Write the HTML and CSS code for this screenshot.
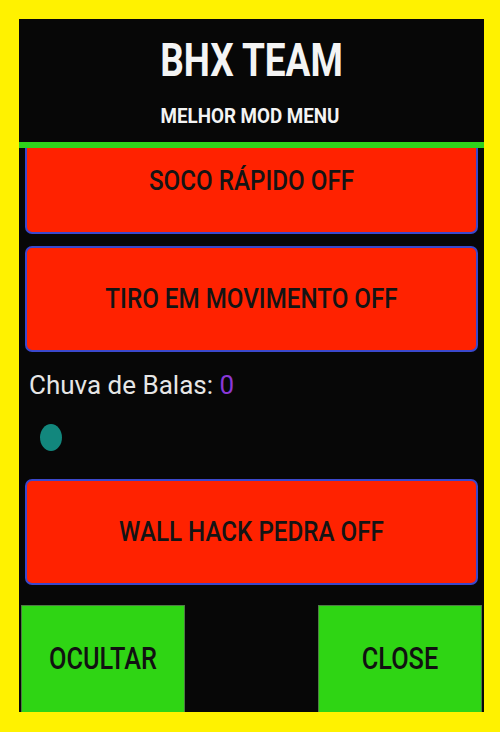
FILE: index.html
```html
<!DOCTYPE html>
<html lang="pt">
<head>
<meta charset="utf-8">
<title>BHX TEAM</title>
<link rel="stylesheet" href="styles.css">
</head>
<body>
<div class="panel">
  <header class="header">
    <h1 class="title"><span class="stretch-lg">BHX TEAM</span></h1>
    <p class="subtitle"><span class="stretch-sm">MELHOR MOD MENU</span></p>
  </header>
  <div class="divider"></div>
  <div class="scroll">
    <div class="list">
      <button class="toggle"><span class="stretch">SOCO RÁPIDO OFF</span></button>
      <button class="toggle toggle-gap"><span class="stretch">TIRO EM MOVIMENTO OFF</span></button>
      <div class="label">Chuva de Balas: <span class="value">0</span></div>
      <div class="slider"><span class="thumb"></span></div>
      <button class="toggle toggle-after-slider"><span class="stretch">WALL HACK PEDRA OFF</span></button>
    </div>
  </div>
  <div class="actions">
    <button class="action"><span class="stretch-lg">OCULTAR</span></button>
    <button class="action"><span class="stretch-lg">CLOSE</span></button>
  </div>
</div>
</body>
</html>
```
FILE: styles.css
```css
html, body {
  margin: 0;
  padding: 0;
}
body {
  background: #fff200;
  width: 500px;
  height: 732px;
  overflow: hidden;
  font-family: Roboto, "Liberation Sans", sans-serif;
}
.panel {
  margin: 19px 16px 0 19px;
  width: 465px;
  height: 693px;
  background: #070707;
  display: flex;
  flex-direction: column;
  overflow: hidden;
}
.header {
  height: 123px;
  flex-shrink: 0;
  box-sizing: border-box;
  padding-top: 20px;
  text-align: center;
  color: #f4f4f4;
}
.title {
  margin: 0;
  font-size: 37px;
  line-height: 44px;
  font-weight: 700;
}
.subtitle {
  margin: 23px 0 0 -3px;
  font-size: 18.8px;
  line-height: 22px;
  font-weight: 700;
}
.stretch-lg, .stretch-sm, .stretch {
  display: inline-block;
}
.stretch-lg { transform: scaleY(1.23); }
.stretch-sm { transform: scaleY(1.06); }
.stretch { transform: scaleY(1.12); }
.divider {
  height: 6px;
  flex-shrink: 0;
  background: #2fd31c;
}
.scroll {
  flex: 1;
  overflow: hidden;
}
.list {
  margin-top: -20px;
  display: flex;
  flex-direction: column;
}
.toggle {
  margin: 0 6px;
  height: 106px;
  box-sizing: border-box;
  border: 2px solid #3b48cc;
  border-radius: 7px;
  background: #ff2200;
  color: #141414;
  font-family: Roboto, "Liberation Sans", sans-serif;
  font-size: 24.2px;
  font-weight: 500;
  display: flex;
  align-items: center;
  justify-content: center;
  padding: 0;
}
.toggle-gap { margin-top: 12px; }
.toggle-after-slider { margin-top: 28px; }
.label {
  margin: 18px 0 0 10px;
  font-size: 26px;
  line-height: 30px;
  color: #e6e6e6;
}
.value { color: #8a38d8; }
.slider {
  margin: 24px 0 0 21px;
  height: 27px;
  display: flex;
  align-items: center;
}
.thumb {
  width: 22px;
  height: 27px;
  border-radius: 50%;
  background: #12877d;
}
.actions {
  height: 107px;
  flex-shrink: 0;
  display: flex;
  justify-content: space-between;
  padding: 0 2px;
}
.action {
  width: 164px;
  height: 112px;
  box-sizing: border-box;
  border: 1px solid #4f7a45;
  background: #2fd514;
  color: #111111;
  font-family: Roboto, "Liberation Sans", sans-serif;
  font-size: 25.3px;
  font-weight: 500;
  padding: 0 0 5px;
  display: flex;
  align-items: center;
  justify-content: center;
}
```
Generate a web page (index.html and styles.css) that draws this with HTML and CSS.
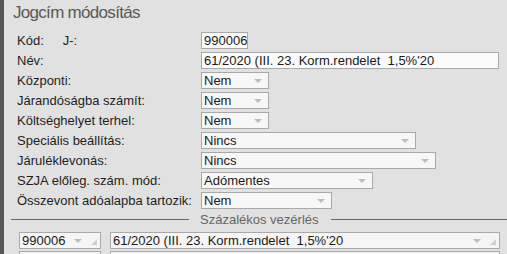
FILE: index.html
```html
<!DOCTYPE html>
<html lang="hu">
<head>
    <meta charset="UTF-8">
    <meta name="viewport" content="width=device-width, initial-scale=1.0">
    <title>Jogcím módosítás</title>
<link rel="stylesheet" href="styles.css">
</head>
<body>
    <div id="panel">
        <h1 class="title">Jogcím módosítás</h1>

        <div class="form">
            <div class="row row-kod">
                <span class="label">Kód:<span class="sub">J-:</span></span>
                <div class="field w-kod">990006</div>
            </div>
            <div class="row row-nev">
                <span class="label">Név:</span>
                <div class="field w-nev">61/2020 (III. 23. Korm.rendelet &nbsp;1,5%'20</div>
            </div>
            <div class="row">
                <span class="label">Központi:</span>
                <div class="select w-nem">Nem<span class="arrow"></span></div>
            </div>
            <div class="row">
                <span class="label">Járandóságba számít:</span>
                <div class="select w-nem">Nem<span class="arrow"></span></div>
            </div>
            <div class="row">
                <span class="label">Költséghelyet terhel:</span>
                <div class="select w-nem">Nem<span class="arrow"></span></div>
            </div>
            <div class="row">
                <span class="label">Speciális beállítás:</span>
                <div class="select w-spec">Nincs<span class="arrow"></span></div>
            </div>
            <div class="row">
                <span class="label">Járuléklevonás:</span>
                <div class="select w-jar">Nincs<span class="arrow"></span></div>
            </div>
            <div class="row">
                <span class="label">SZJA előleg. szám. mód:</span>
                <div class="select w-szja">Adómentes<span class="arrow"></span></div>
            </div>
            <div class="row">
                <span class="label">Összevont adóalapba tartozik:</span>
                <div class="select w-ossz">Nem<span class="arrow"></span></div>
            </div>
        </div>

        <!-- Százalékos vezérlés -->
        <div class="divider"><span>Százalékos vezérlés</span></div>

        <div class="combo-row first">
            <div class="combo w-code">990006<span class="arrow"></span><span class="grip"></span></div>
            <div class="combo w-name">61/2020 (III. 23. Korm.rendelet &nbsp;1,5%'20<span class="arrow"></span><span class="grip"></span></div>
        </div>
        <div class="combo-row">
            <div class="combo w-code"></div>
            <div class="combo w-name"></div>
        </div>
    </div>
</body>
</html>
```

FILE: styles.css
```css
 body {
     font-family: "Liberation Sans", Arial, sans-serif;
     margin: 0;
     padding: 0;
     background-color: #e1e1e1;
     overflow: hidden;
 }

 #panel {
     height: 254px;
     overflow: hidden;
     border-left: 4px solid #575757;
     padding-left: 7px;
     box-sizing: border-box;
 }

 .title {
     margin: 0;
     padding: 3px 0 0 2px;
     height: 29px;
     box-sizing: border-box;
     font-size: 17px;
     letter-spacing: -0.7px;
     font-weight: normal;
     color: #595959;
 }

 .form {
     padding-left: 6px;
 }

 .row {
     display: flex;
     align-items: center;
     height: 20px;
     font-size: 13px;
     color: #1e1e1e;
 }

 .row-kod {
     height: 21px;
     margin-top: 1px;
 }

 .row-nev {
     height: 19px;
 }

 .label {
     width: 184px;
     flex-shrink: 0;
 }

 .sub {
     margin-left: 19px;
 }

 .field, .select, .combo {
     height: 17px;
     box-sizing: border-box;
     border: 1px solid #a9a9a9;
     background-color: #f7f7f7;
     padding: 0 2px;
     line-height: 15px;
     font-size: 13px;
     color: #1a1a1a;
     white-space: nowrap;
     overflow: hidden;
     position: relative;
     flex-shrink: 0;
 }

 .field {
     background-color: #fbfbfb;
 }

 .w-kod { width: 47px; }
 .w-nev { width: 298px; }
 .w-nem { width: 68px; }
 .w-spec { width: 215px; }
 .w-jar { width: 235px; }
 .w-szja { width: 172px; }
 .w-ossz { width: 131px; }

 .arrow {
     position: absolute;
     right: 6px;
     top: 6px;
     width: 0;
     height: 0;
     border-left: 4px solid transparent;
     border-right: 4px solid transparent;
     border-top: 4px solid #bdbdbd;
 }

 .divider {
     display: flex;
     align-items: center;
     margin-top: 1px;
     height: 16px;
     font-size: 13px;
     color: #666;
 }

 .divider::before {
     content: "";
     width: 178px;
     border-top: 1px solid #666;
     margin-right: 11px;
 }

 .divider::after {
     content: "";
     flex: 1;
     border-top: 1px solid #666;
     margin-left: 12px;
 }

 .combo-row {
     display: flex;
     gap: 9px;
     padding-left: 8px;
     margin-top: 2px;
 }

 .combo-row.first {
     margin-top: 5px;
 }

 .combo {
     background-color: #f5f5f5;
 }

 .combo .arrow {
     right: 18px;
 }

 .grip {
     position: absolute;
     right: 3px;
     bottom: 3px;
     width: 0;
     height: 0;
     border-left: 6px solid transparent;
     border-bottom: 6px solid #cfcfcf;
 }

 .w-code { width: 82px; }
 .w-name { width: 390px; }
```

Work instructions: Pick out the lines that have the word "code". Copy them all.

Written solution:
Write the HTML and CSS code for this screenshot.
            <div class="combo w-code">990006<span class="arrow"></span><span class="grip"></span></div>
            <div class="combo w-code"></div>
 .w-code { width: 82px; }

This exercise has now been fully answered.